A walk through the expansive Donholm estate in Nairobi’s Eastlands area may not seem like much at first – especially to those of us who landed on planet earth just the other day.
A quick chat with the older Kenyan folk – the uncelebrated custodians of Kenya’s history, changes all that as a whole new side to this suburb is revealed.
Donholm was the home of James Kerr Watson, a prolific architect credited with the design and construction of numerous monumental buildings in Nairobi today such as the Kenya National Archives building.
Watson owned 4,600 acres of the Donholm estate that stretched from the eastern side of the City Stadium to the modern-day location of Donholm estate. The estate was named after the Donholm estate in Glasgow, UK.
Watson also lay the foundation for the modern day Kenyatta Avenue, then known as the Sixth Avenue. It was later renamed Delamere Avenue. It is also said that most of the palm trees we admire today in Nairobi were planted by this man.
At one time, when he could not deliver his milk to the city, he built his own murram track and called it Donholm road. Donholm road is the present-day Jogoo Road.
But it is, perhaps, the role Watson’s Donholm estate played as a centre for the development of the dairy sector in Kenya that is fondly remembered to-date. At Donholm, the first cattle dip in Kenya was built.

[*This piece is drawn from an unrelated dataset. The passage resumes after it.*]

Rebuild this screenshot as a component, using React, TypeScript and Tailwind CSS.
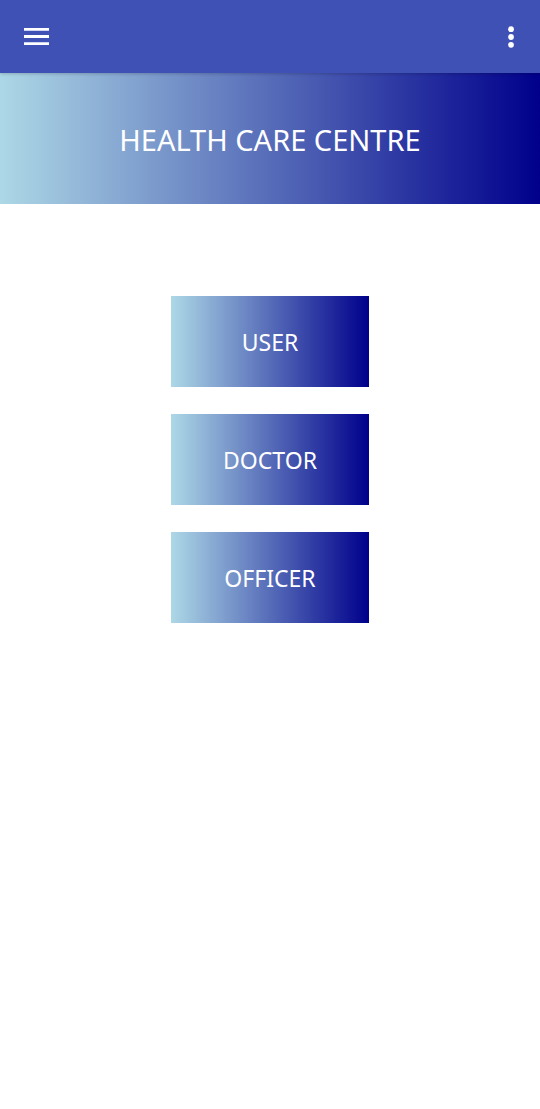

The cattle dip was part of ongoing research efforts to explore ways to combat the dreaded East Coast Fever that had become a menace among cattle farmers in Kenya.
It is also in this very place that the first breeds of Ayrshire cows in East Africa were tried for their adaptability to the tropical climate.
Next time you are around this heavily congested suburb of Nairobi, pause to imagine that at one point in the past, pedigree Ayrshire roamed free and a cattle dip lay somewhere waiting to save Kenya’s dairy sector from the threat of disease.
Watson is, of course, long gone. He died at the age of 77 and now rests at the City Park cemetery. His grave is just a few metres from Pio Gama Pinto’s. Pio Gama Pinto was a great nationalist and a celebrated Kenyan hero. Now you know.